Kerbela, Zeynep'in feryadları, Hüseyin'in dualarıyla çınlıyor. Zeynep feryad ettikçe, Hüseyin dua ediyor. Zeynep, "Ah keşke gök yere yıkılıp bir olsaydı" diyor. İmam Hüseyin, halini Rabbine arz ediyor: "Ey her şeyi gören, işiten Rabbim! Peygamberinin kızının oğluna yapılanlardan dolayı şikâyetimi Sana arz ediyorum. Ey yapılanlardan haberdar olan Rabbim! Bunlarla aramızdaki hükmünü ver. Yardım etmek için çağırdılar, sonra da bizi öldürüyorlar."
İmam Hüseyin bir yandan saldırıyor, bir yandan ok ve mızrak darbelerinden korunmaya çalışıyor. Binlerce kişilik ordu karşısında bir avuç yakınıyla şehadete koşuyor. Şehadet Hüseyin'i çağırıyor; Hüseyin biraz daha hızlanarak "Lebbeyk" diyor. Ve çağlara mukaddes bir miras bırakıyor. Gözleri çıkardan başka bir şey görmeyen askerler, kahramanca ve korkusuzca savaşan İmam Hüseyin'in yorgunluğunu fırsat bilerek üzerine çullanıyorlar. Kılıç ve mızrak darbeleriyle onu öldürmek istiyorlar. İmam Hüseyin, aldığı onca kılıç darbesine rağmen mücadele etmeye, karşı durmaya ve direnmeye devam ediyor. Her kılıç darbesinden sonra düştüğü yerden bir kez daha doğruluyor.
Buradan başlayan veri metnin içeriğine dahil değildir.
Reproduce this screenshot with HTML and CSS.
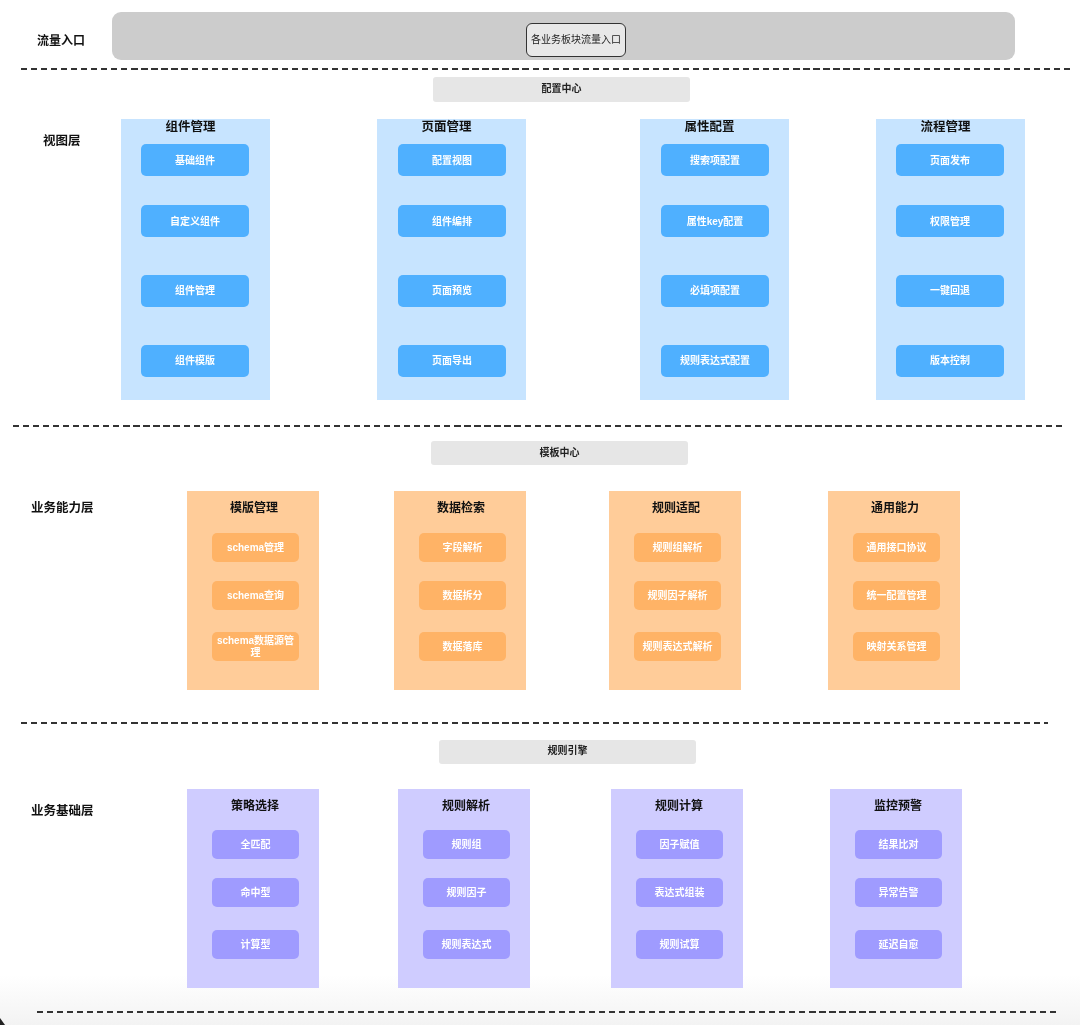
FILE: index.html
```html
<!DOCTYPE html>
<html lang="zh-CN">
<head>
<meta charset="utf-8">
<title>架构图</title>
<link rel="stylesheet" href="styles.css">
</head>
<body>
<main class="page">
  <section class="entry">
    <div class="entry-label">流量入口</div>
    <div class="entry-bar"><div class="entry-button">各业务板块流量入口</div></div>
  </section>
  <div class="divider divider-1"></div>

  <div class="center-head head-1">配置中心</div>
  <section class="layer layer-view">
    <div class="layer-label">视图层</div>
    <div class="columns">
      <div class="col"><h3>组件管理</h3><ul><li>基础组件</li><li>自定义组件</li><li>组件管理</li><li>组件模版</li></ul></div>
      <div class="col"><h3>页面管理</h3><ul><li>配置视图</li><li>组件编排</li><li>页面预览</li><li>页面导出</li></ul></div>
      <div class="col"><h3>属性配置</h3><ul><li>搜索项配置</li><li>属性key配置</li><li>必填项配置</li><li>规则表达式配置</li></ul></div>
      <div class="col"><h3>流程管理</h3><ul><li>页面发布</li><li>权限管理</li><li>一键回退</li><li>版本控制</li></ul></div>
    </div>
  </section>
  <div class="divider divider-2"></div>

  <div class="center-head head-2">模板中心</div>
  <section class="layer layer-biz">
    <div class="layer-label">业务能力层</div>
    <div class="columns">
      <div class="col"><h3>模版管理</h3><ul><li>schema管理</li><li>schema查询</li><li>schema数据源管理</li></ul></div>
      <div class="col"><h3>数据检索</h3><ul><li>字段解析</li><li>数据拆分</li><li>数据落库</li></ul></div>
      <div class="col"><h3>规则适配</h3><ul><li>规则组解析</li><li>规则因子解析</li><li>规则表达式解析</li></ul></div>
      <div class="col"><h3>通用能力</h3><ul><li>通用接口协议</li><li>统一配置管理</li><li>映射关系管理</li></ul></div>
    </div>
  </section>
  <div class="divider divider-3"></div>

  <div class="center-head head-3">规则引擎</div>
  <section class="layer layer-base">
    <div class="layer-label">业务基础层</div>
    <div class="columns">
      <div class="col"><h3>策略选择</h3><ul><li>全匹配</li><li>命中型</li><li>计算型</li></ul></div>
      <div class="col"><h3>规则解析</h3><ul><li>规则组</li><li>规则因子</li><li>规则表达式</li></ul></div>
      <div class="col"><h3>规则计算</h3><ul><li>因子赋值</li><li>表达式组装</li><li>规则试算</li></ul></div>
      <div class="col"><h3>监控预警</h3><ul><li>结果比对</li><li>异常告警</li><li>延迟自愈</li></ul></div>
    </div>
  </section>
  <div class="divider divider-4"></div>
</main>
</body>
</html>
```
FILE: styles.css
```css
* { box-sizing: border-box; }
html, body { margin: 0; padding: 0; }
body {
  width: 1080px;
  height: 1025px;
  overflow: hidden;
  position: relative;
  background: linear-gradient(to bottom, #fff 0, #fff 975px, #f3f3f3 1025px);
  font-family: "Liberation Sans", "Noto Sans CJK SC", sans-serif;
  color: #111;
}
body::after {
  content: "";
  position: absolute;
  left: 0;
  bottom: 0;
  border-left: 5px solid #222;
  border-top: 7px solid transparent;
}
.page { filter: blur(0.5px); }

/* entry row */
.entry { display: flex; padding-top: 12px; }
.entry-label {
  width: 112px;
  padding: 21px 0 0 37px;
  font-size: 12px;
  line-height: 16px;
  font-weight: 700;
}
.entry-bar {
  width: 903px;
  height: 48px;
  padding: 11px 0 0 414px;
  background: #ccc;
  border-radius: 9px;
}
.entry-button {
  width: 100px;
  height: 34px;
  background: #e8e8e8;
  border: 1px solid #333;
  border-radius: 6px;
  font-size: 10px;
  line-height: 32px;
  text-align: center;
  white-space: nowrap;
  color: #222;
}

/* dashed dividers */
.divider {
  height: 2px;
  background: repeating-linear-gradient(to right, #333 0, #333 6.2px, transparent 6.2px, transparent 10.03px);
}
.divider-1 { margin: 8px 0 0 21px; width: 1049px; }
.divider-2 { margin: 25px 0 0 13px; width: 1049px; }
.divider-3 { margin: 32px 0 0 21px; width: 1027px; }
.divider-4 { margin: 23px 0 0 37px; width: 1020px; }

/* section headings */
.center-head {
  width: 257px;
  background: #e6e6e6;
  border-radius: 3px;
  font-size: 10px;
  font-weight: 700;
  text-align: center;
  color: #222;
}
.head-1 { margin: 7px 0 0 433px; height: 25px; line-height: 23px; }
.head-2 { margin: 14px 0 0 431px; height: 24px; line-height: 24px; }
.head-3 { margin: 16px 0 0 439px; height: 24px; line-height: 22px; }

/* layers */
.layer { display: flex; }
.layer-label { font-size: 12.5px; line-height: 16px; font-weight: 700; }
.columns { display: grid; }
.col { height: 100%; }
.col h3 {
  margin: 0;
  font-size: 12px;
  line-height: 16px;
  font-weight: 700;
  text-align: center;
}
.col ul { list-style: none; margin: 0; padding: 0; display: grid; }
.col li {
  display: flex;
  align-items: center;
  justify-content: center;
  border-radius: 5px;
  font-size: 10px;
  line-height: 12px;
  font-weight: 700;
  color: #fff;
  text-align: center;
  padding: 0 4px;
}

/* view layer */
.layer-view { margin-top: 17px; height: 281px; }
.layer-view .layer-label { width: 121px; padding: 14px 0 0 43px; }
.layer-view .columns { grid-template-columns: 256px 263px 236px 149px; }
.layer-view .col { width: 149px; background: #c7e4ff; }
.layer-view h3 { font-size: 12.5px; padding: 0 10px 0 0; height: 25px; }
.layer-view ul { width: 108px; margin-left: 20px; grid-template-rows: 32px 32px 32px 32px; row-gap: 29px; }
.layer-view .col:nth-child(2) ul, .layer-view .col:nth-child(3) ul { margin-left: 21px; }
.layer-view li { background: #4fb0ff; height: 32px; }
.layer-view li:nth-child(-n+2) { padding-top: 1px; }
.layer-view li:nth-child(n+3) { position: relative; top: 9px; }
.layer-view li:nth-child(n+4) { top: 18px; }

/* business layers */
.layer-biz, .layer-base { height: 199px; }
.layer-biz { margin-top: 26px; }
.layer-base { margin-top: 25px; }
.layer-biz .layer-label { width: 187px; padding: 9px 0 0 31px; }
.layer-base .layer-label { width: 187px; padding: 14px 0 0 31px; }
.layer-biz .columns { grid-template-columns: 207px 215px 219px 132px; }
.layer-base .columns { grid-template-columns: 211px 213px 219px 132px; }
.layer-biz .col, .layer-base .col { width: 132px; padding-top: 9px; }
.layer-biz .col { background: #fc9; }
.layer-base .col { background: #cfccff; }
.layer-biz h3, .layer-base h3 { height: 16px; }
.layer-biz h3 { padding-left: 2px; }
.layer-base h3 { padding-left: 4px; }
.layer-biz ul, .layer-base ul { width: 87px; margin: 17px 0 0 25px; }
.layer-base ul { margin-top: 16px; }
.layer-biz ul { grid-template-rows: 29px 29px 29px; row-gap: 19px; }
.layer-base ul { grid-template-rows: 29px 29px 29px; row-gap: 19px; }
.layer-biz li { background: #ffb366; }
.layer-base li { background: #9f9bff; }
.layer-biz li:last-child { position: relative; top: 3px; }
.layer-base li:last-child { position: relative; top: 4px; }
```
Amaçlarına ulaşmak için her yolu mubah gören askerler, İmam'ın etrafını çepeçevre sarıyorlar ve ona arkadan saldırıyorlar. İmam, arkadan gelen kılıç ve mızrak darbelerinden sonra yere düşüyor. Mızrak, İmam Hüseyin'in göğsünden çıkıyor. Ve İmam Hüseyin, sırf Allah Resulü'nün nebevî mesajının doğru anlaşılması ve nesillere doğru aktarılması için giriştiği kıyamda, canını Rabbine armağan ediyor; şehadetin tatlı şerbetinden kana kana içiyor. Şehadeti kutlu olsun. Allah şefaatine nail eylesin.